As part of a wide-ranging discussion about the appropriate use of data, insights, and most importantly, human understanding, Shell Brands International CEO Dean Aragon drew an analogy between CMOs and standup comedians to make a visceral point about branding today.
Even after a brand marketing team has gone through the arduous steps analyzing data and to identify “real insights,” he said many marketers fall short in communicating by simply stating it to the consumer as a “message transfer,” likening it to a standup comedian taking the stage and saying, “I’m funny. No punchline.
“You and I know that’s not funny,” told attendees during the opening keynote on the second day of the Association of National Advertisers’ Masters of Marketing Conference, adding, “That’s corny.”
The challenge he said, is that even after coming up with a real insight, understanding how to create a “killer punchline” that will connect with consumers.

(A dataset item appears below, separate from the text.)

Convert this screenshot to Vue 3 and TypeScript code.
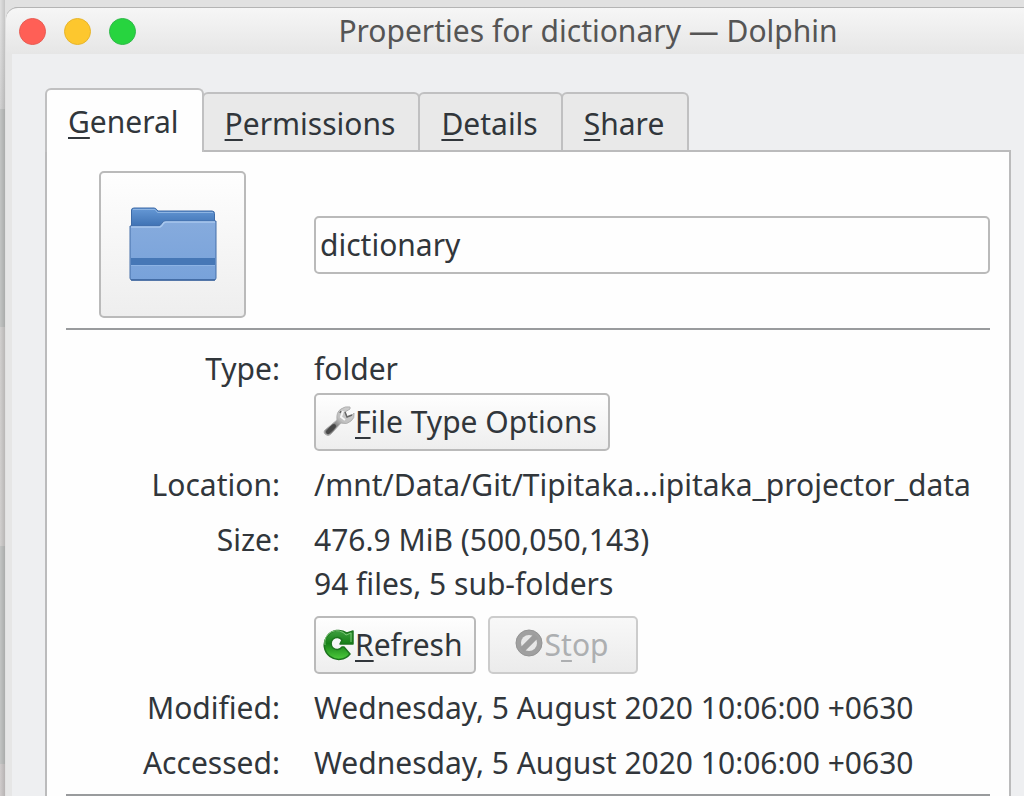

Overall, Aragon criticized many brands for being too focused on data -- especially "Big Data" -- for delivering insights and for marketing teams and their agencies not rolling up their sleeves enough to develop real insights that serve as "deep psychological levers" for conveying them to consumers.

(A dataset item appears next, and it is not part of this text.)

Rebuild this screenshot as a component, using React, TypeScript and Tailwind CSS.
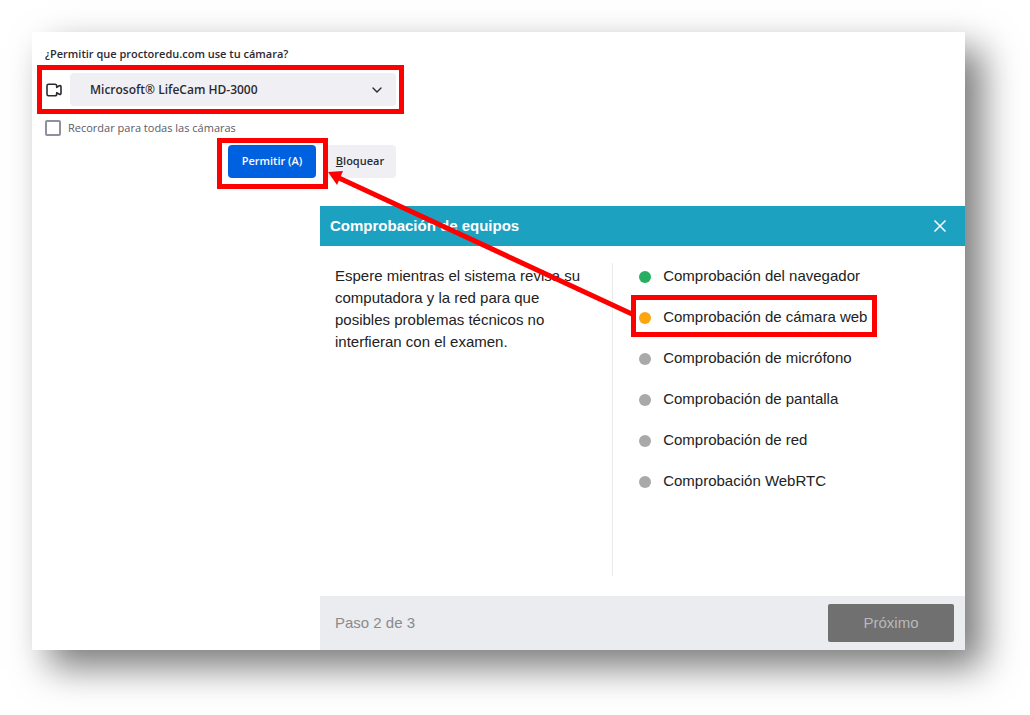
import React, { useState } from 'react';

type Check = {
  label: string;
  color: string;
  active?: boolean;
};

const checks: Check[] = [
  { label: 'Comprobación del navegador', color: 'bg-[#27ae60]' },
  { label: 'Comprobación de cámara web', color: 'bg-[#fba50f]', active: true },
  { label: 'Comprobación de micrófono', color: 'bg-[#a9a9a9]' },
  { label: 'Comprobación de pantalla', color: 'bg-[#a9a9a9]' },
  { label: 'Comprobación de red', color: 'bg-[#a9a9a9]' },
  { label: 'Comprobación WebRTC', color: 'bg-[#a9a9a9]' },
];

const CameraIcon = () => (
  <svg viewBox="0 0 16 14" className="w-4 h-[14px] shrink-0" fill="none" stroke="#2b2a33" strokeWidth="1.6" strokeLinejoin="round">
    <path d="M2.5 1.2H9Q10.7 1.2 10.7 3V4.4L13.3 2.8Q15 2.2 15 3.8V10.2Q15 11.8 13.3 11.2L10.7 9.6V11Q10.7 12.8 9 12.8H2.5Q1 12.8 1 11.2V2.8Q1 1.2 2.5 1.2Z" />
  </svg>
);

const PermissionPrompt = () => {
  const [remember, setRemember] = useState<boolean>(false);

  return (
    <section className="w-[372px] pl-[5px] pt-3 font-['Open_Sans',sans-serif] text-[11px] text-[#2b2a33]">
      <label htmlFor="camera" className="block pl-2 leading-5 font-semibold">
        ¿Permitir que proctoredu.com use tu cámara?
      </label>
      <div className="flex items-center gap-2 h-[49px] mt-px pl-1 pr-[3px] border-5 border-[#ff0000]">
        <CameraIcon />
        <div className="relative flex-1">
          <select
            id="camera"
            className="w-full h-[33px] pl-5 pr-8 rounded bg-[#f0f0f4] text-xs font-semibold appearance-none"
          >
            <option>Microsoft® LifeCam HD-3000</option>
          </select>
          <svg
            viewBox="0 0 10 6"
            className="absolute right-[14px] top-[14px] w-[10px] h-[6px] pointer-events-none"
            fill="none"
            stroke="#2b2a33"
            strokeWidth="1.4"
            strokeLinecap="round"
          >
            <path d="M1 1L5 5L9 1" />
          </svg>
        </div>
      </div>
      <label className="flex items-center gap-[7px] h-7 pl-2 text-[#5b5b66]">
        <input
          type="checkbox"
          className="size-4 rounded-xs border-2 border-[#8f8f9d] appearance-none checked:bg-[#0061e0]"
          checked={remember}
          onChange={(e) => setRemember(e.target.checked)}
        />
        Recordar para todas las cámaras
      </label>
      <div className="flex justify-end gap-2 mt-[3px] pr-2 font-semibold">
        <div className="relative w-[88px]">
          <button type="button" className="w-full h-[33px] rounded bg-[#0061e0] text-[#fbfbfe]">
            Permitir (A)
          </button>
          <div className="absolute -left-[11px] -right-3 -top-[7px] -bottom-[11px] border-5 border-[#ff0000] pointer-events-none" />
        </div>
        <button type="button" className="w-[72px] h-[33px] rounded bg-[#f0f0f4]">
          <span className="underline">B</span>loquear
        </button>
      </div>
    </section>
  );
};

const EquipmentCheck = () => (
  <section className="flex flex-col flex-1 ml-72 mt-7 text-[15px] text-[#222222]">
    <header className="flex items-center justify-between h-10 pl-[10px] pr-[18px] bg-[#1da1c1] text-white">
      <h1 className="font-bold">Comprobación de equipos</h1>
      <button type="button" aria-label="Cerrar">
        <svg viewBox="0 0 14 14" className="size-[14px]" stroke="currentColor" strokeWidth="1.5">
          <path d="M1.5 1.5L12.5 12.5M12.5 1.5L1.5 12.5" />
        </svg>
      </button>
    </header>
    <div className="flex h-[350px]">
      <div className="w-5/11 mt-[17px] mb-5 pl-[15px] pr-8 border-r border-[#ebebeb]">
        <p className="leading-[22px] pt-[2px]">
          Espere mientras el sistema revisa su computadora y la red para que posibles problemas técnicos no
          interfieran con el examen.
        </p>
      </div>
      <ul className="flex-1 pt-[10px] pl-[26px]">
        {checks.map((check) => (
          <li key={check.label} className="flex items-center h-[41px]">
            <div className="relative flex items-center gap-3">
              <span className={`size-3 rounded-full ${check.color}`} />
              {check.label}
              {check.active && (
                <div className="absolute -left-2 -right-[10px] -top-[11px] -bottom-2 border-5 border-[#ff0000] pointer-events-none" />
              )}
            </div>
          </li>
        ))}
      </ul>
    </div>
    <footer className="flex items-center justify-between h-[54px] pl-[15px] pr-[11px] bg-[#ebecf0]">
      <span className="text-[#8a8a8a]">Paso 2 de 3</span>
      <button type="button" className="w-[126px] h-[38px] rounded-xs bg-[#707070] text-[#b9b9b9]" disabled>
        Próximo
      </button>
    </footer>
  </section>
);

const App = () => {
  return (
    <div className="min-h-screen bg-white pt-8 pl-8 pr-[65px] pb-[65px] font-['Liberation_Sans',sans-serif]">
      <main className="relative flex flex-col bg-white shadow-[17px_17px_35px_rgba(0,0,0,0.53)]">
        <PermissionPrompt />
        <EquipmentCheck />
        {/* arrow from the camera check to the allow button */}
        <svg
          viewBox="0 0 306 146"
          className="absolute left-[295px] top-[139px] w-[306px] h-[146px] pointer-events-none"
        >
          <path d="M12 7L305 143" stroke="#ff0000" strokeWidth="5" />
          <path d="M1 1L16 0L10 14Z" fill="#ff0000" />
        </svg>
      </main>
    </div>
  );
};

export default App;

He scoffed at the industry's conventional wisdom that modern CMOs need to be "data scientists" and suggested they instead think like "data alchemists," understanding when to use or discard data insights vs. authentic human insights, and then figuring out how to actually apply them.

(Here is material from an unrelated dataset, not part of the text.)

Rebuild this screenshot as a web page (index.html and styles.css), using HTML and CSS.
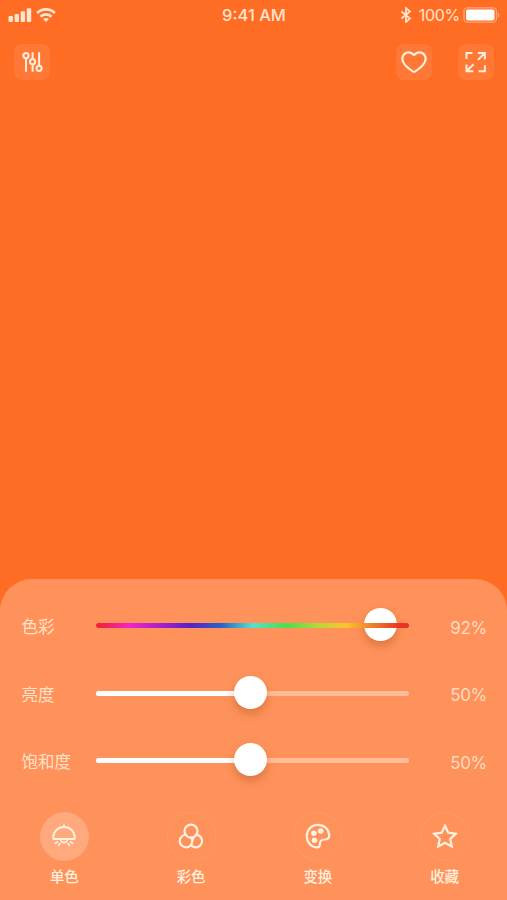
FILE: index.html
```html
<!DOCTYPE html>
<html lang="zh-CN">
<head>
    <meta charset="utf-8">
    <title>色彩</title>
    <link rel="stylesheet" href="styles.css">
</head>
<body>
    <div class="screen">
        <!-- status bar -->
        <div class="status-bar">
            <div class="status-left">
                <svg width="24" height="14" viewBox="0 0 24 14" fill="currentColor">
                    <rect x="0.5" y="8" width="4.4" height="6" rx="1"/>
                    <rect x="6.6" y="6" width="4.4" height="8" rx="1"/>
                    <rect x="12.7" y="3.3" width="4.4" height="10.7" rx="1"/>
                    <rect x="18.8" y="0.3" width="4.4" height="13.7" rx="1"/>
                </svg>
                <svg width="20" height="14" viewBox="0 0 20 14" fill="none" stroke="currentColor" stroke-width="2.7">
                    <path d="M1.2 5.1C6 .2 14 .2 18.8 5.1M4.500 8.700c3-3 8-3 11 0"/>
                    <path d="M10 14L7 11c1.700-1.500 4.300-1.500 6 0z" fill="currentColor" stroke="none"/>
                </svg>
            </div>
            <div class="status-time">9:41 AM</div>
            <div class="status-right">
                <svg width="12" height="16" viewBox="0 0 12 16" fill="none" stroke="currentColor" stroke-width="1.7">
                    <path d="M1.500 4.500l8.500 7L6 15V1l4 3.500-8.500 7"/>
                </svg>
                <span class="battery-text">100%</span>
                <svg width="37" height="16" viewBox="0 0 37 16">
                    <rect x="1" y="0.8" width="32.500" height="14.400" rx="3.500" fill="none" stroke="#ffa679" stroke-width="1.300"/>
                    <rect x="3" y="2.500" width="28.500" height="11" rx="1.800" fill="#fff"/>
                    <path d="M34.800 5.200c2 1 2 4.600 0 5.600z" fill="#ffa679"/>
                </svg>
            </div>
        </div>

        <!-- top buttons -->
        <div class="toolbar">
            <button class="tool-btn">
                <svg width="24" height="24" viewBox="0 0 24 24" fill="none" stroke="currentColor" stroke-width="2">
                    <circle cx="6" cy="5.600" r="2.600"/>
                    <path d="M6 8.200v13.600M12.600 2.200v6.700M12.600 14.100v7.700M19.100 2.200v13.500"/>
                    <circle cx="12.600" cy="11.700" r="2.600"/>
                    <circle cx="19.100" cy="18.300" r="2.600"/>
                </svg>
            </button>
            <div class="tool-group">
                <button class="tool-btn">
                    <svg width="28" height="26" viewBox="0 0 28 26" fill="none" stroke="currentColor" stroke-width="2.200" stroke-linejoin="round">
                        <path d="M14 6.200C11.400 2.500 6.500 2.500 4.100 5.300 1.200 8.800 2.400 13.100 5.500 16.500c2.200 2.300 5.100 4.500 7.200 5.900.9.500 1.700.5 2.600 0 2.100-1.400 5-3.600 7.200-5.900C25.600 13.100 26.800 8.800 23.900 5.300 21.500 2.500 16.600 2.500 14 6.200z"/>
                    </svg>
                </button>
                <button class="tool-btn">
                    <svg width="24" height="24" viewBox="0 0 24 24" fill="none" stroke="currentColor" stroke-width="2">
                        <path d="M2.500 9V3H8.500M14 3h6.900v6.600M20.600 3.300l-6.600 6.600M2.500 14.500v6.700H9.500M2.800 20.900l6.800-6.700M20.900 15.200v6H14.600"/>
                    </svg>
                </button>
            </div>
        </div>

        <!-- bottom panel -->
        <div class="panel">
            <div class="sliders">
                <div class="slider-row">
                    <span class="slider-label">色彩</span>
                    <div class="slider">
                        <div class="thumb" style="left: 90.9%"></div>
                        <div class="track track-hue"></div>
                    </div>
                    <span class="slider-value">92%</span>
                </div>
                <div class="slider-row">
                    <span class="slider-label">亮度</span>
                    <div class="slider">
                        <div class="track"><div class="fill" style="width: 49.4%"></div></div>
                        <div class="thumb" style="left: 49.4%"></div>
                    </div>
                    <span class="slider-value">50%</span>
                </div>
                <div class="slider-row">
                    <span class="slider-label">饱和度</span>
                    <div class="slider">
                        <div class="track"><div class="fill" style="width: 49.4%"></div></div>
                        <div class="thumb" style="left: 49.4%"></div>
                    </div>
                    <span class="slider-value">50%</span>
                </div>
            </div>

            <div class="tabs">
                <div class="tab active">
                    <div class="tab-icon">
                        <svg width="28" height="28" viewBox="0 0 28 28" fill="none" stroke="currentColor" stroke-width="1.900" stroke-linecap="round" stroke-linejoin="round">
                            <path d="M14 3.200V5M3.200 16C3.200 9.500 7.800 5 14 5s10.800 4.500 10.800 11c0 .6-.4 1-1 1H4.200c-.6 0-1-.4-1-1z"/>
                            <path d="M10.800 18.500c1 2.700 5.400 2.700 6.400 0M7.300 19.800l-1.800 1.600M9.900 21.400l-1.200 2M18.100 21.400l1.200 2M20.700 19.800l1.800 1.600" stroke-width="1.700"/>
                        </svg>
                    </div>
                    <span class="tab-name">单色</span>
                </div>
                <div class="tab">
                    <div class="tab-icon">
                        <svg width="28" height="28" viewBox="0 0 28 28" fill="none" stroke="currentColor" stroke-width="2.200" stroke-linecap="round">
                            <circle cx="14" cy="9.100" r="6.500"/>
                            <path d="M8.700 12.700a6.300 6.300 0 1 0 6.600 6.300c0-1.300-.4-2.400-1.100-3.400"/>
                            <path d="M19.300 12.700a6.300 6.300 0 1 1-4.500 11.200M15.300 19c.1-1.100.6-2.300 1.300-3.100"/>
                        </svg>
                    </div>
                    <span class="tab-name">彩色</span>
                </div>
                <div class="tab">
                    <div class="tab-icon">
                        <svg width="28" height="28" viewBox="0 0 28 28" fill="none" stroke="currentColor" stroke-width="2.200" stroke-linejoin="round">
                            <path d="M13.800 2.900C7.200 2.900 2.800 8 2.800 14.300c0 6.400 4.700 11 10.300 11.100 1.800 0 2.700-.9 2.700-2.600 0-3.700 1-5.300 4.800-5.300 3.300 0 4.600-1.500 4.600-4.300 0-6.100-5.300-10.300-11.400-10.300z"/>
                            <g fill="currentColor" stroke="none">
                                <circle cx="9.900" cy="11.300" r="2.800"/>
                                <circle cx="16.700" cy="9" r="2.800"/>
                                <circle cx="10.500" cy="18.300" r="2.800"/>
                            </g>
                        </svg>
                    </div>
                    <span class="tab-name">变换</span>
                </div>
                <div class="tab">
                    <div class="tab-icon">
                        <svg width="28" height="28" viewBox="0 0 28 28" fill="none" stroke="currentColor" stroke-width="2.200">
                            <path d="M14 3.800l3.300 6.900 7.500 1-5.500 5.300 1.400 7.400-6.700-3.600-6.700 3.600L8.700 17l-5.500-5.300 7.500-1z"/>
                        </svg>
                    </div>
                    <span class="tab-name">收藏</span>
                </div>
            </div>
        </div>
    </div>
</body>
</html>
```
FILE: styles.css
```css
* {
    box-sizing: border-box;
}

body {
    margin: 0;
    background-color: #ff6c23;
    color: #fff0df;
    font-family: Inter, "Noto Sans CJK SC", sans-serif;
}

.screen {
    display: flex;
    flex-direction: column;
    height: 900px;
    overflow: hidden;
}

svg {
    display: block;
}

/* status bar */
.status-bar {
    display: grid;
    grid-template-columns: 1fr auto 1fr;
    align-items: center;
    height: 30px;
    padding: 0 7px 0 8px;
    color: #ffe5d0;
}

.status-left {
    display: flex;
    gap: 4px;
}

.status-time {
    font-size: 16.5px;
    font-weight: 500;
}

.status-right {
    display: flex;
    align-items: center;
    justify-content: flex-end;
}

.battery-text {
    margin: 0 3px 0 7px;
    font-size: 16px;
    letter-spacing: -0.3px;
}

/* top buttons */
.toolbar {
    display: flex;
    justify-content: space-between;
    padding: 14px 13px 0 14px;
}

.tool-group {
    display: flex;
    gap: 26px;
}

.tool-btn {
    display: flex;
    align-items: center;
    justify-content: center;
    width: 36px;
    height: 36px;
    padding: 0;
    border: none;
    border-radius: 8px;
    background-color: #ff7835;
    color: #ffeedc;
}

/* bottom panel */
.panel {
    height: 321px;
    margin-top: auto;
    padding-top: 13px;
    border-radius: 32px 32px 0 0;
    background-color: #ff925a;
}

.slider-row {
    display: grid;
    grid-template-columns: 74px 313px 1fr;
    align-items: center;
    height: 67.5px;
    padding: 0 20px 0 21.5px;
}

.slider-label {
    padding-top: 3px;
    font-size: 16.5px;
    line-height: 24px;
    color: #ffe3c9;
}

.slider-value {
    padding-top: 4px;
    font-size: 17px;
    letter-spacing: -0.3px;
    text-align: right;
    color: #ffdcc1;
}

.slider {
    position: relative;
}

.track {
    height: 5px;
    border-radius: 3px;
    background-color: #ffbc99;
}

.track-hue {
    position: relative;
    background: linear-gradient(90deg, #f5222d 0%, #f423c8 11%, #5a20c8 30%, #2b62c4 40%, #55e0d0 50%, #4be04b 61%, #b4d83a 71%, #ffc12e 80%, #e8722a 90%, #ea3323 97%);
}

.fill {
    height: 5px;
    border-radius: 3px;
    background-color: #fff;
}

.thumb {
    position: absolute;
    top: -15px;
    width: 33px;
    height: 33px;
    margin-left: -16.5px;
    border-radius: 50%;
    background-color: #fff;
    box-shadow: 0 5px 10px rgba(150, 70, 20, 0.35);
}

/* tabs */
.tabs {
    display: grid;
    grid-template-columns: repeat(4, 126.75px);
    padding-top: 17px;
    padding-left: 1px;
}

.tab {
    display: flex;
    flex-direction: column;
    align-items: center;
}

.tab-icon {
    display: flex;
    align-items: center;
    justify-content: center;
    width: 49px;
    height: 49px;
    border: 1px solid #ff9b66;
    border-radius: 50%;
}

.active .tab-icon {
    border-color: #ffa97d;
    background-color: #ffa97d;
}

.tab-name {
    margin-top: 5px;
    font-size: 14.5px;
    font-weight: 500;
    line-height: 22px;
}
```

He provided an example of a Shell campaign that manifested from this approach, Shell's 2019 "The Great Travel Hack" hosted by actress Kaley Cuoco (see below), which began with an insight that consumers needed to be educated about "the future of mobility" and its solution was to effectively create a reality-based competition game show in which racing teams competed in a trip across America where the winner was determined by which one had the lowest CO2 emissions.
"We gamified it," Aragon explained, adding that it was "engaging," "entertaining," "but at the same time educational."
Aragon acknowledged the process of shifting from Big Data scientists to human insights data alchemists and then ultimately applying it to engaging campaigns based on deep psychological levers is "not easy," adding, "But if it was easy they wouldn't need you."
On the upside, he said that as difficult as the process may seem, there are key advantages to be gained by not being as reliant on Big Data -- especially the kind of digital behavioral "cookie" data that is now threatened by changes being made by Apple, Google and others.
"I’m probably one of the first to rejoice [the demise of the cookie]," he told ANA CEO Bob Liodice during a Q&A following his keynote.
Aragon said many of those digital behavior insights often are incidental signals that take brand marketers down the wrong path to conclude insights that aren't necessarily representative of the "humans" people really are. As a result, he said, many brand marketers will be forced to go down to more human levels that will lead to more genuine insights and, hopefully, more meaningful marketing campaigns.